++++ Provided material

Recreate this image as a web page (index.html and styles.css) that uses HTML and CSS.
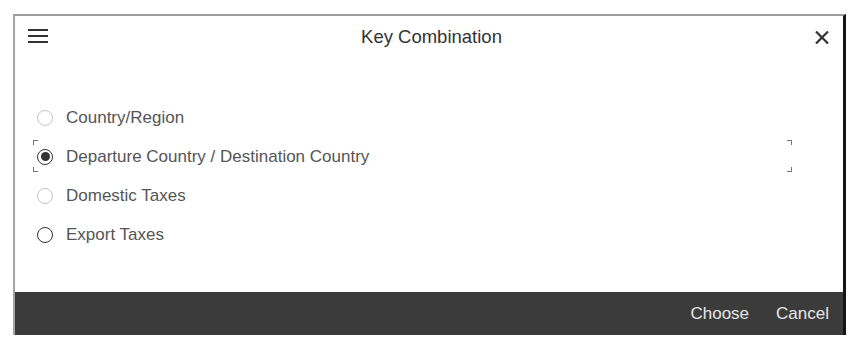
FILE: index.html
```html
<!DOCTYPE html>
<html>
<head>
<meta charset="utf-8">
<link rel="stylesheet" href="styles.css">
</head>
<body>
<div class="dialog">
  <header class="header">
    <span class="menu" aria-label="Menu">
      <svg width="20" height="14" viewBox="0 0 20 14"><rect x="0" y="0" width="20" height="2" fill="#333"/><rect x="0" y="6" width="20" height="2" fill="#333"/><rect x="0" y="12" width="20" height="2" fill="#333"/></svg>
    </span>
    <h1 class="title">Key Combination</h1>
    <span class="close" aria-label="Close">
      <svg width="14" height="13" viewBox="0 0 14 13"><path d="M1 0.5 L13 12.5 M13 0.5 L1 12.5" stroke="#333" stroke-width="2.2" fill="none"/></svg>
    </span>
  </header>
  <main class="content">
    <div class="option"><span class="radio disabled"></span><span class="label">Country/Region</span></div>
    <div class="option focused"><span class="radio selected"></span><span class="label">Departure Country / Destination Country</span></div>
    <div class="option"><span class="radio disabled"></span><span class="label">Domestic Taxes</span></div>
    <div class="option"><span class="radio"></span><span class="label">Export Taxes</span></div>
  </main>
  <footer class="footer">
    <button class="btn">Choose</button>
    <button class="btn">Cancel</button>
  </footer>
</div>
</body>
</html>
```
FILE: styles.css
```css
html, body {
  margin: 0;
  padding: 0;
  background: #fff;
  font-family: "Liberation Sans", Arial, sans-serif;
}
.dialog {
  margin: 14px 0 0 13px;
  width: 833px;
  height: 321px;
  box-sizing: border-box;
  border-top: 2px solid #9c9c9c;
  border-left: 2px solid #a4a4a4;
  border-right: 3px solid #161616;
  display: flex;
  flex-direction: column;
  background: #fff;
}
.header {
  height: 42px;
  display: flex;
  align-items: center;
  padding: 0 13px 0 13px;
}
.menu {
  display: flex;
  width: 20px;
  margin-top: -3px;
}
.title {
  flex: 1;
  margin: 0;
  text-align: center;
  font-size: 18.5px;
  font-weight: normal;
  color: #333;
}
.close {
  display: flex;
  width: 14px;
  margin-right: 1px;
}
.content {
  flex: 1;
  padding-top: 40px;
  display: flex;
  flex-direction: column;
}
.option {
  height: 39px;
  display: flex;
  align-items: center;
  margin: 0 51px 0 18px;
  padding-left: 4px;
  position: relative;
}
.option.focused::before {
  content: "";
  position: absolute;
  left: 0;
  right: 0;
  top: 3px;
  bottom: 4px;
  background:
    linear-gradient(#777, #777) left top / 5px 1px no-repeat,
    linear-gradient(#777, #777) left top / 1px 5px no-repeat,
    linear-gradient(#777, #777) right top / 5px 1px no-repeat,
    linear-gradient(#777, #777) right top / 1px 5px no-repeat,
    linear-gradient(#777, #777) left bottom / 5px 1px no-repeat,
    linear-gradient(#777, #777) left bottom / 1px 5px no-repeat,
    linear-gradient(#777, #777) right bottom / 5px 1px no-repeat,
    linear-gradient(#777, #777) right bottom / 1px 5px no-repeat;
}
.radio {
  width: 16px;
  height: 16px;
  box-sizing: border-box;
  border-radius: 50%;
  border: 1.5px solid #333;
  margin-right: 13px;
  flex: none;
  display: flex;
  align-items: center;
  justify-content: center;
}
.radio.disabled {
  border-color: #c6c6c6;
}
.radio.selected::after {
  content: "";
  width: 9px;
  height: 9px;
  border-radius: 50%;
  background: #333;
}
.label {
  font-size: 17px;
  color: #555;
}
.footer {
  height: 43px;
  background: #3b3b3b;
  display: flex;
  align-items: center;
  justify-content: flex-end;
  padding-right: 14px;
  gap: 27px;
}
.btn {
  background: none;
  border: none;
  padding: 0;
  font-family: "Liberation Sans", Arial, sans-serif;
  font-size: 17px;
  color: #e6e6e6;
  cursor: pointer;
}
```
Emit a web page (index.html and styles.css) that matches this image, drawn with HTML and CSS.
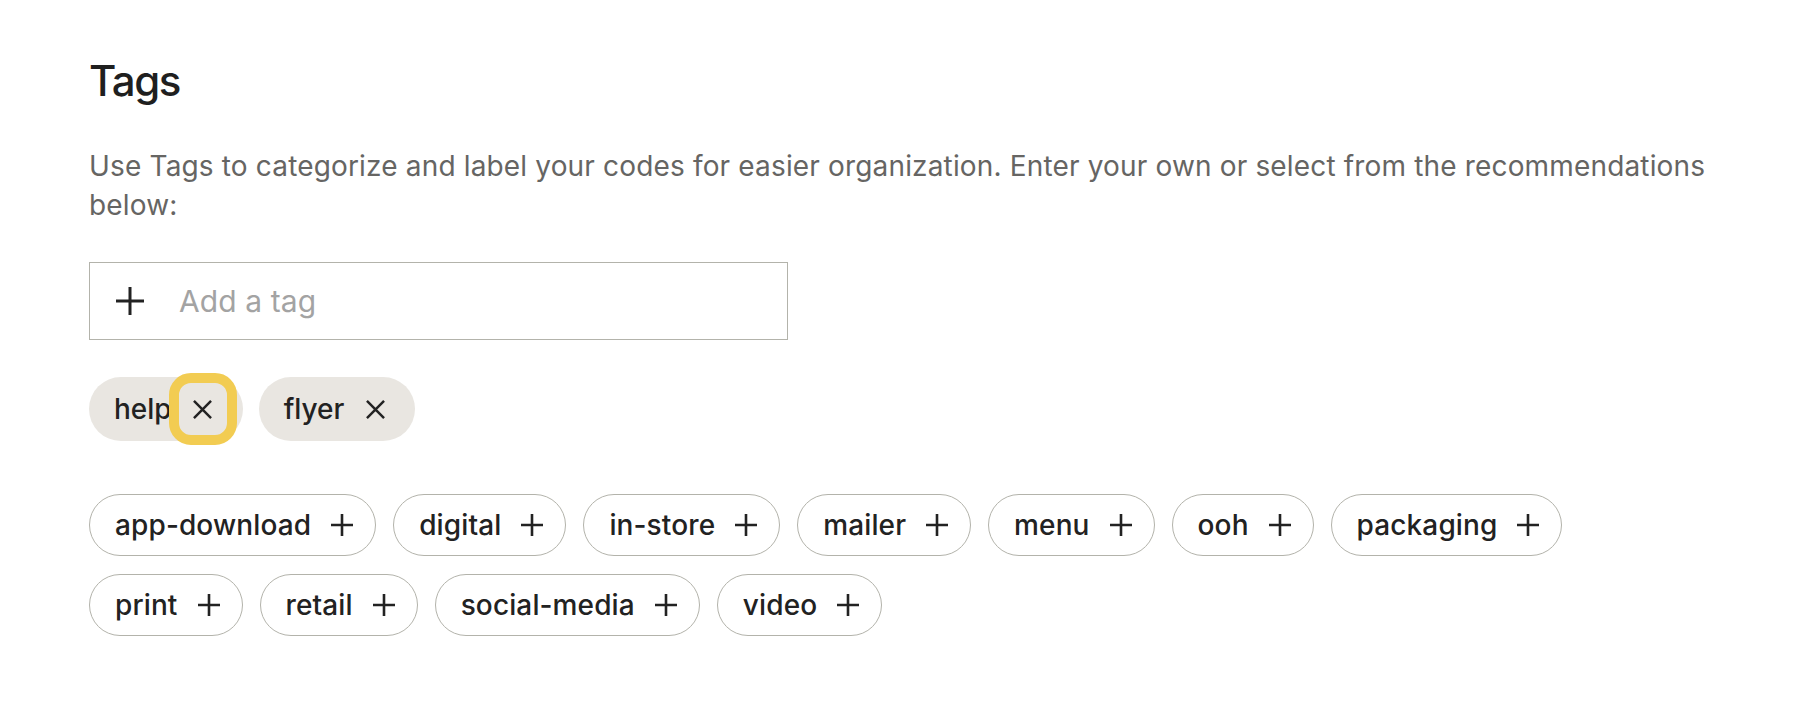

++++++++

**Written problem:**
Write out the material above once more, exactly as it reads, with no pictures.

**Solution below:**
Recreate this image as a web page (index.html and styles.css) that uses HTML and CSS.
FILE: index.html
```html
<!DOCTYPE html>
<html>
<head>
<meta charset="utf-8">
<link rel="stylesheet" href="styles.css">
</head>
<body>
<div class="dialog">
  <header class="header">
    <span class="menu" aria-label="Menu">
      <svg width="20" height="14" viewBox="0 0 20 14"><rect x="0" y="0" width="20" height="2" fill="#333"/><rect x="0" y="6" width="20" height="2" fill="#333"/><rect x="0" y="12" width="20" height="2" fill="#333"/></svg>
    </span>
    <h1 class="title">Key Combination</h1>
    <span class="close" aria-label="Close">
      <svg width="14" height="13" viewBox="0 0 14 13"><path d="M1 0.5 L13 12.5 M13 0.5 L1 12.5" stroke="#333" stroke-width="2.2" fill="none"/></svg>
    </span>
  </header>
  <main class="content">
    <div class="option"><span class="radio disabled"></span><span class="label">Country/Region</span></div>
    <div class="option focused"><span class="radio selected"></span><span class="label">Departure Country / Destination Country</span></div>
    <div class="option"><span class="radio disabled"></span><span class="label">Domestic Taxes</span></div>
    <div class="option"><span class="radio"></span><span class="label">Export Taxes</span></div>
  </main>
  <footer class="footer">
    <button class="btn">Choose</button>
    <button class="btn">Cancel</button>
  </footer>
</div>
</body>
</html>
```
FILE: styles.css
```css
html, body {
  margin: 0;
  padding: 0;
  background: #fff;
  font-family: "Liberation Sans", Arial, sans-serif;
}
.dialog {
  margin: 14px 0 0 13px;
  width: 833px;
  height: 321px;
  box-sizing: border-box;
  border-top: 2px solid #9c9c9c;
  border-left: 2px solid #a4a4a4;
  border-right: 3px solid #161616;
  display: flex;
  flex-direction: column;
  background: #fff;
}
.header {
  height: 42px;
  display: flex;
  align-items: center;
  padding: 0 13px 0 13px;
}
.menu {
  display: flex;
  width: 20px;
  margin-top: -3px;
}
.title {
  flex: 1;
  margin: 0;
  text-align: center;
  font-size: 18.5px;
  font-weight: normal;
  color: #333;
}
.close {
  display: flex;
  width: 14px;
  margin-right: 1px;
}
.content {
  flex: 1;
  padding-top: 40px;
  display: flex;
  flex-direction: column;
}
.option {
  height: 39px;
  display: flex;
  align-items: center;
  margin: 0 51px 0 18px;
  padding-left: 4px;
  position: relative;
}
.option.focused::before {
  content: "";
  position: absolute;
  left: 0;
  right: 0;
  top: 3px;
  bottom: 4px;
  background:
    linear-gradient(#777, #777) left top / 5px 1px no-repeat,
    linear-gradient(#777, #777) left top / 1px 5px no-repeat,
    linear-gradient(#777, #777) right top / 5px 1px no-repeat,
    linear-gradient(#777, #777) right top / 1px 5px no-repeat,
    linear-gradient(#777, #777) left bottom / 5px 1px no-repeat,
    linear-gradient(#777, #777) left bottom / 1px 5px no-repeat,
    linear-gradient(#777, #777) right bottom / 5px 1px no-repeat,
    linear-gradient(#777, #777) right bottom / 1px 5px no-repeat;
}
.radio {
  width: 16px;
  height: 16px;
  box-sizing: border-box;
  border-radius: 50%;
  border: 1.5px solid #333;
  margin-right: 13px;
  flex: none;
  display: flex;
  align-items: center;
  justify-content: center;
}
.radio.disabled {
  border-color: #c6c6c6;
}
.radio.selected::after {
  content: "";
  width: 9px;
  height: 9px;
  border-radius: 50%;
  background: #333;
}
.label {
  font-size: 17px;
  color: #555;
}
.footer {
  height: 43px;
  background: #3b3b3b;
  display: flex;
  align-items: center;
  justify-content: flex-end;
  padding-right: 14px;
  gap: 27px;
}
.btn {
  background: none;
  border: none;
  padding: 0;
  font-family: "Liberation Sans", Arial, sans-serif;
  font-size: 17px;
  color: #e6e6e6;
  cursor: pointer;
}
```
Emit a web page (index.html and styles.css) that matches this image, drawn with HTML and CSS.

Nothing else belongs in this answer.